Este 2020 siempre será recordado como el año en el que aprendimos que un virus podía cambiar nuestro modo de vida; el año en que interiorizamos el uso de la mascarilla como “nueva normalidad” y, lamentablemente, el año en el que distanciarnos de otras personas y limitar nuestras relaciones sociales se convirtieron en herramientas para frenar la trasmisión de la infección por coronavirus. Esta distancia social obligada para frenar la curva de contagios ha supuesto un aumento de la percepción de soledad en las personas mayores, viéndose privados del contacto con sus familiares y su red social de apoyo.
Según datos del Eustat de 2019, 28.000 personas mayores de 85 años viven en soledad (10,6 % del total) en Euskadi.

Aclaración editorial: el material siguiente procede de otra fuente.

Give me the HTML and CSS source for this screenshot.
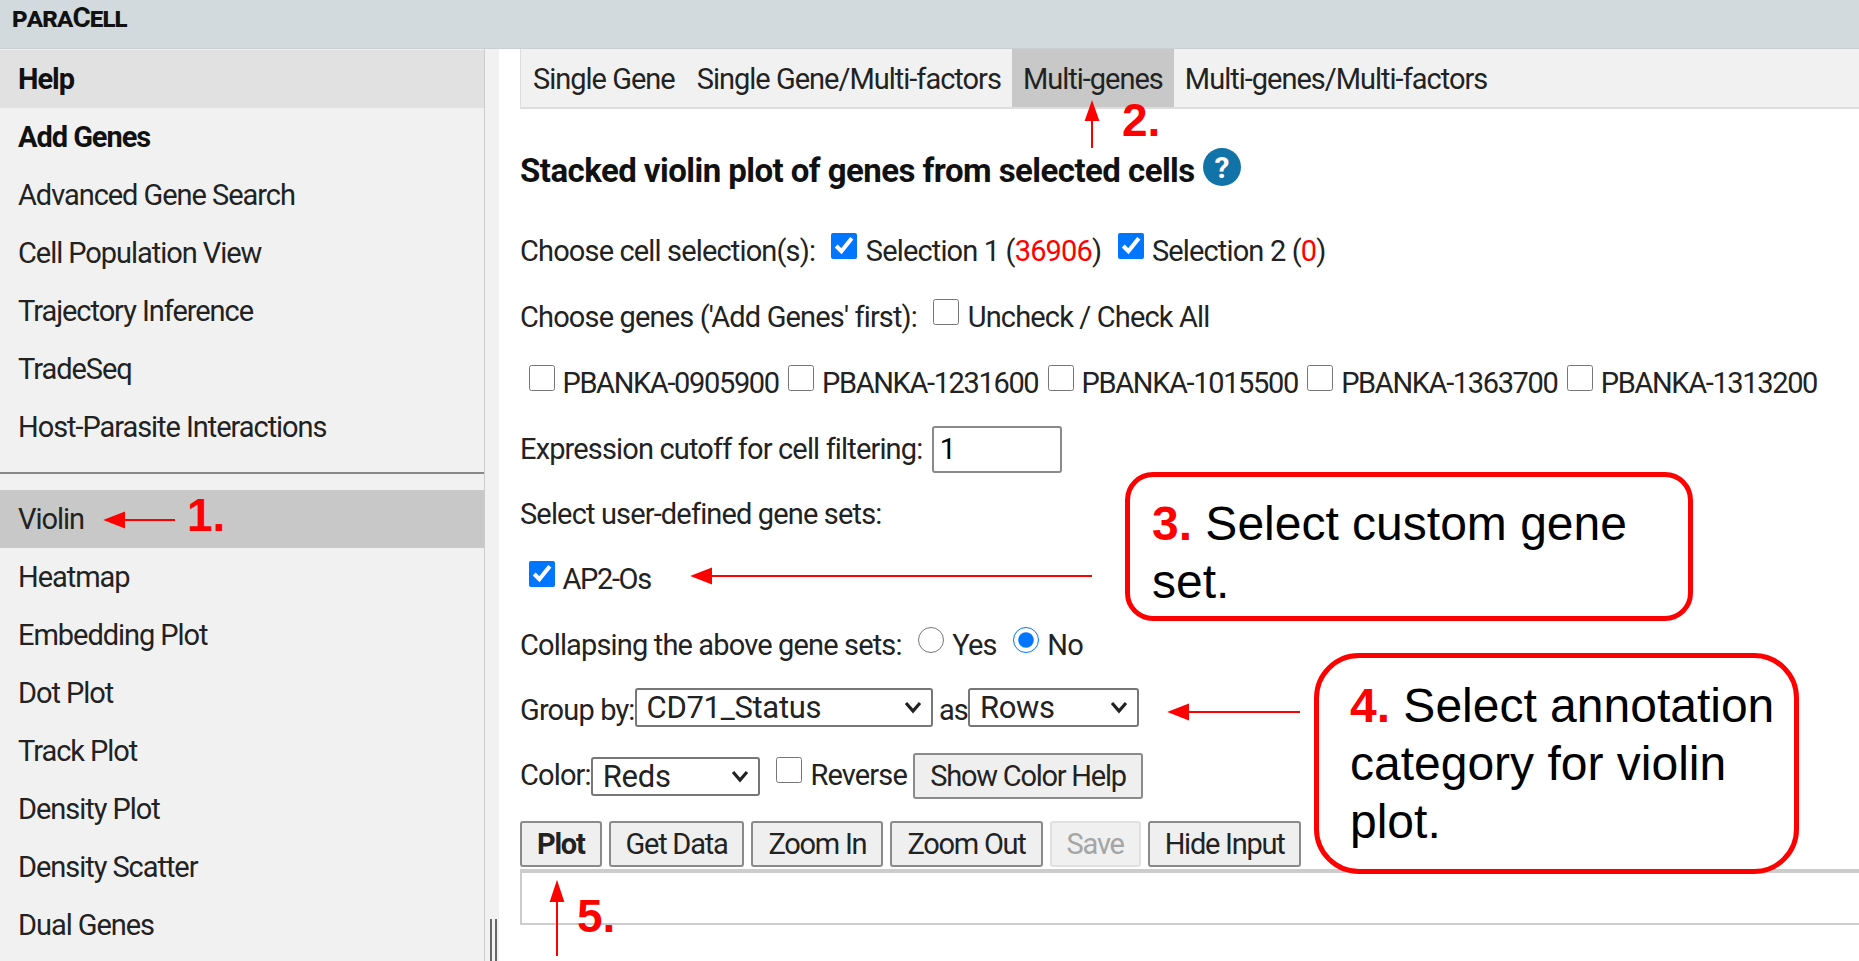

Este grupo etario está considerado de alto riesgo de mortalidad en caso de infección por el SARS-CoV-2, por lo que se vio severamente afectado por las restricciones de la movilidad establecidas en los meses de marzo, abril y mayo, hecho que ha condicionado un impacto negativo en la salud física y emocional de los mayores con más edad, habiendo puesto en riesgo la cobertura de sus necesidades fisiológicas (acceso a alimentos y su preparación), clínicas (acceso a valoraciones médicas presenciales), funcionales (dificultad para actividad física en el propio domicilio con pérdida funcional secundaria) y psicosociales (afectividad, reconocimiento y autorrealización).
Han sido muchas las personas mayores que han fallecido a consecuencia de la COVID-19, pérdidas sufridas también por su entorno más cercano, condicionando un aumento de la percepción de soledad de aquellos que han visto cómo su red familiar o de apoyo social, se veía diezmada.
Este hecho, unido al miedo por el propio contagio, ha evidenciado la aparición de trastornos por ansiedad y depresión, así como un probable deterioro de las capacidades cognitivas, máxime cuando ya existe un diagnóstico de enfermedad neurodegenerativa (demencia).
Cada vez estamos más cerca de recuperar nuestra vida previa, pero mientras llega, debemos vivir seguros (distancia, mascarilla y lavado de manos), sin olvidar que el aislamiento puede tener impacto en nuestra salud, un reconocimiento precoz posibilitará un abordaje rápido, que redundará en una mejor calidad de vida futura.
¿Qué efectos tiene la percepción de soledad en nuestra salud?
- Aumenta la posibilidad de sufrir accidentes vasculares.
- Aumento de la presión arterial.
- Aumenta el estrés y la inflamación, con efectos negativos en la función inmunitaria.
- Peor estado nutricional (desnutrición y obesidad).
- Potencia la reducción de la actividad física y la capacidad funcional.
- Insomnio de conciliación y sueño fragmentado.
- Síntomas depresivos.
- Peor rendimiento cognitivo y riesgo de desarrollo de la enfermedad de Alzheimer.
- Aumenta el riesgo de institucionalización.
- Aumenta la mortalidad multifactorial.
- Peor calidad de vida.
¿Cómo podemos mitigar el aislamiento y minimizar sus efectos negativos?
- Preguntar a la persona mayor que vive sola sobre sus necesidades y posibilitar la cobertura de todas ellas (acceso a alimentos, fármacos, asistencia en actividades de la vida diaria…).
- Compartir emociones y preocupaciones sobre la situación actual para minimizar el miedo y la ansiedad por la sobreinformación recibida a través de los medios de comunicación.
- Establecer métodos alternativos de comunicación con familiares y amigos, preferible videollamadas siempre que la persona presente capacidad para el manejo de tecnologías.
- Adhesión a programas de voluntariado que buscan mitigar el efecto de la soledad percibida ("Nagusi Kafegunean", Adinkide, Cáritas, Cruz Roja…).
- Fomentar la realización de actividad física. Pueden favorecerse actividades físicas compartidas a través de videollamadas.
- Considerar la adopción de una mascota (si existe capacidad económica, cognitiva y funcional para su cuidado).